Bad Coop has a lot of weird scenes like that, in which he seems to be setting the stage for something. That something, though, is still totally unknown at this point. Which leads to probably the biggest question in the revival: After 25 years in the real world, what exactly is Bad Coop trying to accomplish?
And then there’s this box in New York. When Coop tried to leave the Black Lodge he landed on it, was sucked into it and floated through it before ending up in some other weird dimension. Nobody knows who put the box there and paid some kid to stare at it all day, or what exactly it’s supposed to do. So, yeah, what’s that about?
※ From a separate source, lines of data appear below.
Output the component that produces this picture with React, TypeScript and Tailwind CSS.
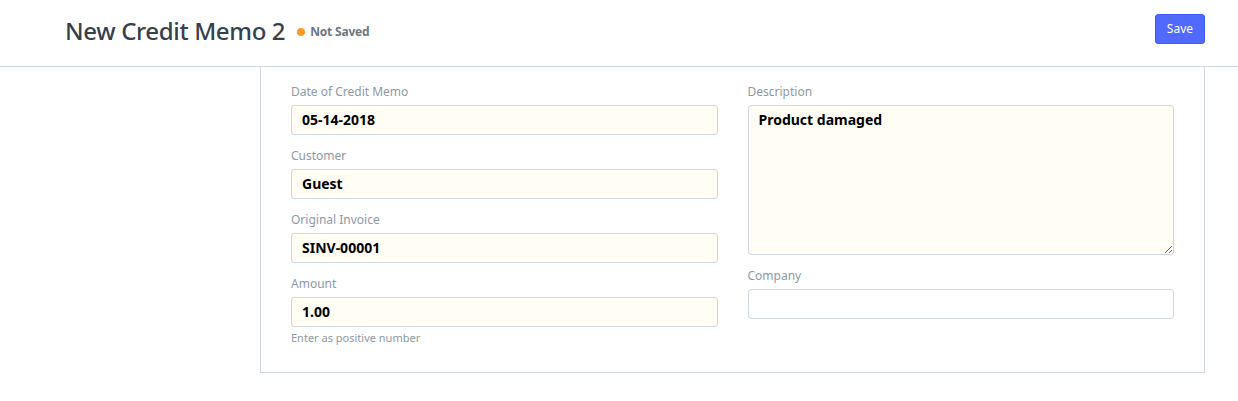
import React from "react";

const font = { fontFamily: '"Noto Sans", "Open Sans", sans-serif' };

function Field({ label, value, help, last }: { label: string; value: string; help?: string; last?: boolean }) {
  return (
    <div className={last ? "" : "mb-[11px]"}>
      <div className="h-[18px] text-[12px] leading-[20px] text-[#8d99a6]">{label}</div>
      <div className="mt-[5px] flex h-[30px] items-center rounded-[3px] border border-[#d1d8dd] bg-[#fffdf4] px-[10px] pb-[1px] text-[14px] font-bold text-black">
        {value}
      </div>
      {help && <div className="mt-[4px] text-[11px] leading-[14px] text-[#8d99a6]">{help}</div>}
    </div>
  );
}

export default function App() {
  return (
    <div className="h-[401px] w-[1238px] bg-white" style={font}>
      <header className="flex h-[67px] items-center justify-between border-b border-[#d1d8dd] pb-[4px] pl-[65px] pr-[33px]">
        <div className="flex items-center">
          <h1 className="text-[24px] font-medium leading-none tracking-[-0.35px] text-[#36414c]">New Credit Memo 2</h1>
          <span className="ml-[12px] mt-[2px] h-[8px] w-[8px] rounded-full bg-[#ff9a2a]" />
          <span className="ml-[5px] mt-[2px] text-[12px] font-bold tracking-[-0.2px] text-[#6c7680]">Not Saved</span>
        </div>
        <button className="-mt-[4px] h-[30px] rounded-[3px] border border-[#3f5bf5] bg-[#5069ff] px-[11px] text-[12px] text-white">
          Save
        </button>
      </header>
      <div className="ml-[260px] mr-[33px] h-[306px] border-x border-b border-[#d1d8dd] px-[30px] pt-[15px]">
        <div className="grid grid-cols-2 gap-[30px]">
          <div>
            <Field label="Date of Credit Memo" value="05-14-2018" />
            <Field label="Customer" value="Guest" />
            <Field label="Original Invoice" value="SINV-00001" />
            <Field label="Amount" value="1.00" help="Enter as positive number" last />
          </div>
          <div>
            <div className="mb-[11px]">
              <div className="h-[18px] text-[12px] leading-[20px] text-[#8d99a6]">Description</div>
              <textarea
                readOnly
                defaultValue="Product damaged"
                className="mt-[5px] block h-[150px] w-full resize-y rounded-[3px] border border-[#d1d8dd] bg-[#fffdf4] px-[10px] py-[4px] text-[14px] font-bold leading-[20px] text-black outline-none"
                style={font}
              />
            </div>
            <div>
              <div className="h-[18px] text-[12px] leading-[20px] text-[#8d99a6]">Company</div>
              <div className="mt-[5px] h-[30px] rounded-[3px] border border-[#d1d8dd] bg-white" />
            </div>
          </div>
        </div>
      </div>
    </div>
  );
}
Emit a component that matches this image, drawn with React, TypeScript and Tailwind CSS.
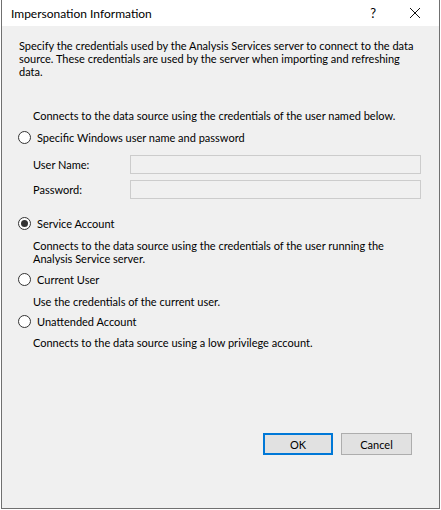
import React from 'react'

const font = { fontFamily: 'Lato, "Noto Sans", sans-serif' }

function Radio({ checked, label }: { checked?: boolean; label: string }) {
  return (
    <div className="flex items-center h-[16px]">
      <span className="w-[13px] h-[13px] rounded-full border border-[#333333] bg-white flex items-center justify-center">
        {checked && <span className="w-[7px] h-[7px] rounded-full bg-[#333333]" />}
      </span>
      <span className="ml-[6px]">{label}</span>
    </div>
  )
}

function Field({ label }: { label: string }) {
  return (
    <div className="flex items-center h-[19px]">
      <span className="w-[97px]">{label}</span>
      <div className="w-[291px] h-[19px] border border-[#cccccc] bg-[#f0f0f0]" />
    </div>
  )
}

export default function App() {
  return (
    <div className="w-[441px] h-[510px] bg-white text-black text-[11px] leading-[13px] whitespace-nowrap" style={font}>
      <div className="ml-px w-[439px] h-[509px] border-x border-b border-[#707070] bg-[#f0f0f0] flex flex-col">
        {/* Title bar */}
        <div className="h-[26px] bg-white flex items-center shrink-0">
          <span className="ml-[9px] text-[12px]">Impersonation Information</span>
          <span className="ml-auto text-[13px] mr-[33px]">?</span>
          <svg width="12" height="12" viewBox="0 0 12 12" className="mr-[18px]">
            <path d="M1 1 L11 11 M11 1 L1 11" stroke="#111" strokeWidth="1" />
          </svg>
        </div>

        <div className="pl-[17px] pr-[18px] pt-[13px]">
          <p>
            Specify the credentials used by the Analysis Services server to connect to the data
            <br />
            source. These credentials are used by the server when importing and refreshing
            <br />
            data.
          </p>

          <p className="mt-[31px] ml-[14px]">
            Connects to the data source using the credentials of the user named below.
          </p>

          <div className="mt-[7px] -ml-[1px]">
            <Radio label="Specific Windows user name and password" />
          </div>

          <div className="mt-[10px] ml-[14px] flex flex-col gap-[6px]">
            <Field label="User Name:" />
            <Field label="Password:" />
          </div>

          <div className="mt-[16px] -ml-[1px]">
            <Radio checked label="Service Account" />
          </div>
          <p className="mt-[8px] ml-[14px]">
            Connects to the data source using the credentials of the user running the
            <br />
            Analysis Service server.
          </p>

          <div className="mt-[6px] -ml-[1px]">
            <Radio label="Current User" />
          </div>
          <p className="mt-[8px] ml-[14px]">Use the credentials of the current user.</p>

          <div className="mt-[5px] -ml-[1px]">
            <Radio label="Unattended Account" />
          </div>
          <p className="mt-[7px] ml-[14px]">Connects to the data source using a low privilege account.</p>
        </div>

        <div className="mt-auto mb-[53px] flex justify-end gap-[8px] pr-[27px]">
          <button className="w-[70px] h-[22px] border-2 border-[#0078d7] bg-[#e1e1e1] text-[11px]">OK</button>
          <button className="w-[71px] h-[22px] border border-[#adadad] bg-[#e1e1e1] text-[11px]">Cancel</button>
        </div>
      </div>
    </div>
  )
}
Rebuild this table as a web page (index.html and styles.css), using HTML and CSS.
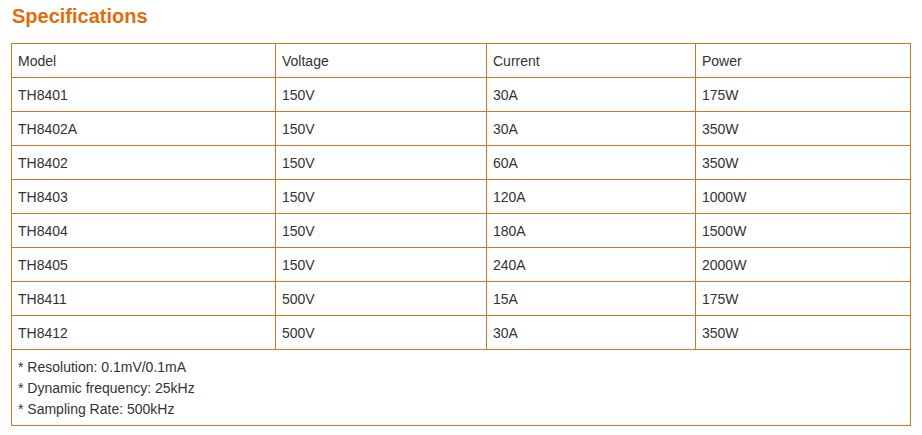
FILE: index.html
```html
<!DOCTYPE html>
<html>
<head>
<meta charset="utf-8">
<link rel="stylesheet" href="styles.css">
</head>
<body>
<div class="page">
  <h2 class="title">Specifications</h2>
  <table class="spec">
    <colgroup>
      <col class="c1"><col class="c2"><col class="c3"><col class="c4">
    </colgroup>
    <tr><td>Model</td><td>Voltage</td><td>Current</td><td>Power</td></tr>
    <tr><td>TH8401</td><td>150V</td><td>30A</td><td>175W</td></tr>
    <tr><td>TH8402A</td><td>150V</td><td>30A</td><td>350W</td></tr>
    <tr><td>TH8402</td><td>150V</td><td>60A</td><td>350W</td></tr>
    <tr><td>TH8403</td><td>150V</td><td>120A</td><td>1000W</td></tr>
    <tr><td>TH8404</td><td>150V</td><td>180A</td><td>1500W</td></tr>
    <tr><td>TH8405</td><td>150V</td><td>240A</td><td>2000W</td></tr>
    <tr><td>TH8411</td><td>500V</td><td>15A</td><td>175W</td></tr>
    <tr><td>TH8412</td><td>500V</td><td>30A</td><td>350W</td></tr>
    <tr><td class="notes" colspan="4">* Resolution: 0.1mV/0.1mA<br>* Dynamic frequency: 25kHz<br>* Sampling Rate: 500kHz</td></tr>
  </table>
</div>
</body>
</html>
```
FILE: styles.css
```css
body {
  margin: 0;
  background: #fff;
  font-family: "Liberation Sans", Arial, sans-serif;
}
.page {
  padding: 5px 11px 0 11px;
}
.title {
  margin: 0 0 15px 1px;
  font-size: 20px;
  line-height: 23px;
  font-weight: bold;
  color: #e36c0a;
}
.spec {
  border-collapse: separate;
  border-spacing: 0;
  border-top: 1px solid #cc7a22;
  border-left: 1px solid #cc7a22;
  width: 900px;
  table-layout: fixed;
}
.c1 { width: 264px; }
.c2 { width: 211px; }
.c3 { width: 209px; }
.c4 { width: 215px; }
.spec td {
  border-right: 1px solid #cc7a22;
  border-bottom: 1px solid #cc7a22;
  height: 34px;
  box-sizing: border-box;
  padding: 0 6px;
  font-size: 14px;
  color: #333;
  vertical-align: middle;
}
.spec td.notes {
  padding: 7px 6px 5px;
  line-height: 21px;
  height: auto;
}
```
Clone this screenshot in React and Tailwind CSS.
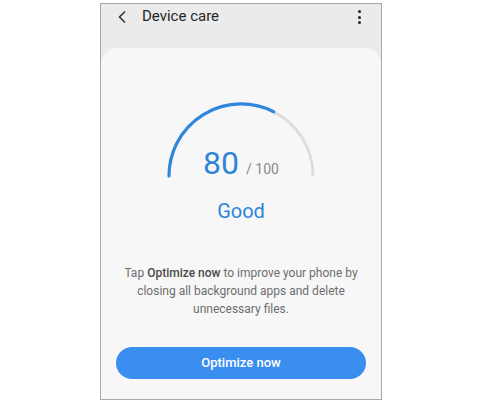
import React from "react";

export default function App() {
  return (
    <div className="w-[480px] h-[405px] bg-white pt-[3px] pl-[100px]" style={{ fontFamily: "Roboto, 'Liberation Sans', sans-serif" }}>
      <div className="w-[282px] h-[397px] border border-[#a8a8a8] bg-[#ebebeb] flex flex-col">
        {/* Header */}
        <div className="h-[44px] shrink-0 flex items-start pt-[2px] relative">
          <svg className="ml-[15px] mt-[4px]" width="12" height="14" viewBox="0 0 12 14">
            <polyline points="9,1.5 3.5,7 9,12.5" fill="none" stroke="#333" strokeWidth="1.6" />
          </svg>
          <span className="ml-[14px] text-[15px] leading-[20px] text-[#262626]">Device care</span>
          <div className="ml-auto mr-[20px] mt-[4px] flex flex-col gap-[2.5px]">
            <span className="w-[3px] h-[3px] rounded-full bg-[#222]" />
            <span className="w-[3px] h-[3px] rounded-full bg-[#222]" />
            <span className="w-[3px] h-[3px] rounded-full bg-[#222]" />
          </div>
        </div>
        {/* Card */}
        <div className="flex-1 bg-[#f7f7f7] rounded-t-[16px] flex flex-col items-center">
          <div className="relative w-[152px] mt-[54px] pt-[45px] flex justify-center items-baseline">
            <svg className="absolute left-0 top-0" width="152" height="78" viewBox="0 0 152 78">
              <path d="M 108.7 9.8 A 72 72 0 0 1 148 74" fill="none" stroke="#dcdcdc" strokeWidth="2.8" />
              <path d="M 4 74 A 72 72 0 0 1 108.7 9.8" fill="none" stroke="#2f86dc" strokeWidth="3.2" strokeLinecap="round" />
            </svg>
            <span className="text-[32px] leading-[32px] text-[#2e85d8]">80</span>
            <span className="ml-[7px] text-[14px] leading-[14px] text-[#8a8a8a]">/ 100</span>
          </div>
          <div className="mt-[22px] text-[20px] leading-[20px] text-[#2e85d8]">Good</div>
          <p className="mt-[43px] text-[12px] leading-[18px] text-[#6e6e6e] text-center whitespace-nowrap">
            Tap <span className="font-medium text-[#4a4a4a]">Optimize now</span> to improve your phone by
            <br />
            closing all background apps and delete
            <br />
            unnecessary files.
          </p>
          <button className="mt-[29px] w-[250px] h-[32px] rounded-full bg-[#3a8ef0] text-white text-[13px] font-medium">
            Optimize now
          </button>
        </div>
      </div>
    </div>
  );
}
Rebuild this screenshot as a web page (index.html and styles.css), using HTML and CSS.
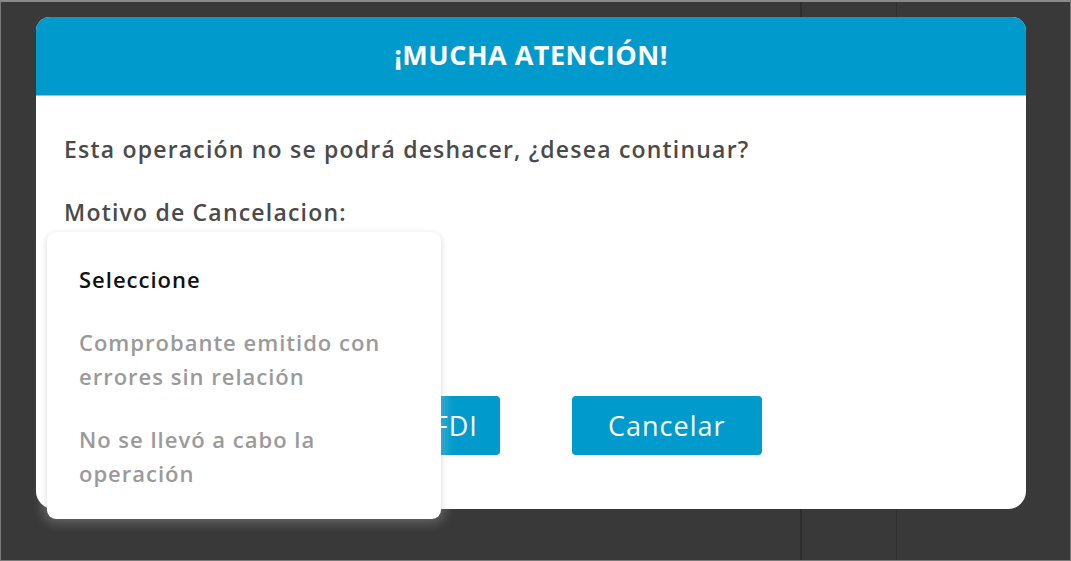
FILE: index.html
```html
<!DOCTYPE html>
<html lang="es">
<head>
    <meta charset="UTF-8">
    <meta name="viewport" content="width=device-width, initial-scale=1.0">
    <title>Cancelar CFDI</title>
    <link rel="stylesheet" href="styles.css">
</head>
<body>
    <div class="screen">
        <div class="pane pane-main"></div>
        <div class="pane pane-side"></div>
        <div class="pane pane-rest"></div>

        <div class="modal">
            <div class="modal-header">
                <h2>¡MUCHA ATENCIÓN!</h2>
            </div>
            <div class="modal-body">
                <p class="warning">Esta operación no se podrá deshacer, ¿desea continuar?</p>
                <label class="reason-label">Motivo de Cancelacion:</label>
                <div class="select-space"></div>
                <div class="actions">
                    <button class="btn">Cancelar CFDI</button>
                    <button class="btn">Cancelar</button>
                </div>
            </div>
        </div>

        <ul class="dropdown">
            <li class="option selected">Seleccione</li>
            <li class="option">Comprobante emitido con errores sin relación</li>
            <li class="option">No se llevó a cabo la operación</li>
        </ul>
    </div>
</body>
</html>
```

FILE: styles.css
```css
* {
    box-sizing: border-box;
}

body {
    margin: 0;
    font-family: "Open Sans", Arial, sans-serif;
    background-color: #393939;
}

.screen {
    position: relative;
    display: flex;
    width: 1071px;
    height: 561px;
    border: 1px solid #7a7a7a;
    border-top: 2px solid #8a8a8a;
    overflow: hidden;
}

.pane {
    height: 100%;
    background-color: #393939;
}

.pane-main {
    width: 801px;
    border-right: 2px solid #2f2f2f;
}

.pane-side {
    width: 95px;
    border-right: 1px solid #303030;
    box-shadow: 3px 0 4px rgba(0, 0, 0, 0.25);
}

.pane-rest {
    flex: 1;
}

.modal {
    position: absolute;
    left: 35px;
    top: 15px;
    width: 990px;
    height: 492px;
    background-color: #fff;
    border-radius: 14px 14px 18px 18px;
    overflow: hidden;
}

.modal-header {
    height: 79px;
    padding-bottom: 4px;
    background-color: #009bcc;
    display: flex;
    align-items: center;
    justify-content: center;
    border-bottom: 1px solid #7fcbe3;
}

.modal-header h2 {
    margin: 0;
    color: #fff;
    font-size: 27px;
    font-weight: 700;
    letter-spacing: 0.5px;
}

.modal-body {
    padding: 37px 28px 0;
    color: #4a4a4a;
    font-size: 23px;
    font-weight: 600;
    letter-spacing: 1.2px;
}

.warning {
    margin: 0 0 31px;
}

.reason-label {
    display: block;
}

.select-space {
    height: 168px;
}

.actions {
    display: flex;
    justify-content: center;
    gap: 72px;
    padding-right: 32px;
    letter-spacing: 0;
}

.btn {
    height: 59px;
    min-width: 190px;
    padding: 0 22px;
    background-color: #009bcc;
    color: #fff;
    border: none;
    border-radius: 4px;
    font-family: inherit;
    font-size: 27px;
    font-weight: 400;
    letter-spacing: 1px;
}

.dropdown {
    position: absolute;
    left: 46px;
    top: 230px;
    width: 394px;
    margin: 0;
    padding: 20px 32px 10px;
    list-style: none;
    background-color: #fff;
    border-radius: 9px;
    box-shadow: 0 0 12px 3px rgba(255, 255, 255, 0.3), 0 2px 6px rgba(0, 0, 0, 0.2);
}

.option {
    padding: 10px 0 19px;
    color: #9a9a9a;
    font-size: 22px;
    font-weight: 600;
    line-height: 34px;
    letter-spacing: 1px;
}

.option.selected {
    color: #111;
}
```
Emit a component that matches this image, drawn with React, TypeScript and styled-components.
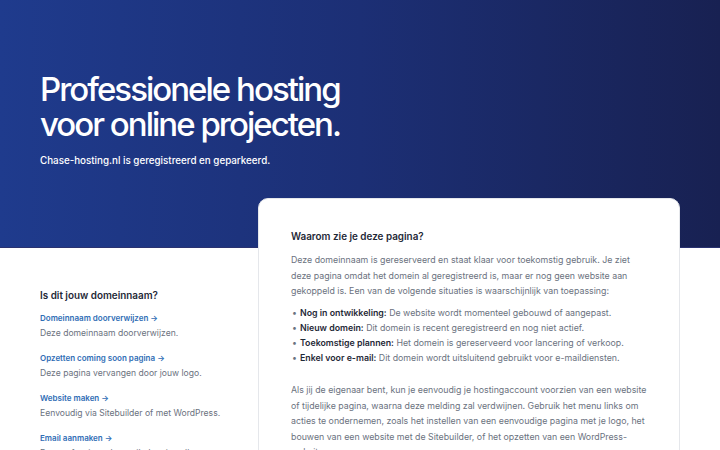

In that other dimension with Ronette and the woman (listed in the credits as “Naidu”) whose eyes were covered in flesh, we see a couple of strange machines — one labeled 15 and the other, which transported Coop to the real world, labeled 3. Later, Coop finds a hotel key from the Great Northern in Twin Peaks for room 315, which is the room Coop stayed in during the original series. So what does all that mean?
We finally get to meet the kid Lucy was pregnant with all through the original series, and he’s a weirdo named Wally Brando played by Michael Cera who makes this really bizarre speech to Sheriff Other Truman (Robert Forster). Somehow this scene is weirder than everything else in the show thus far. What the hell?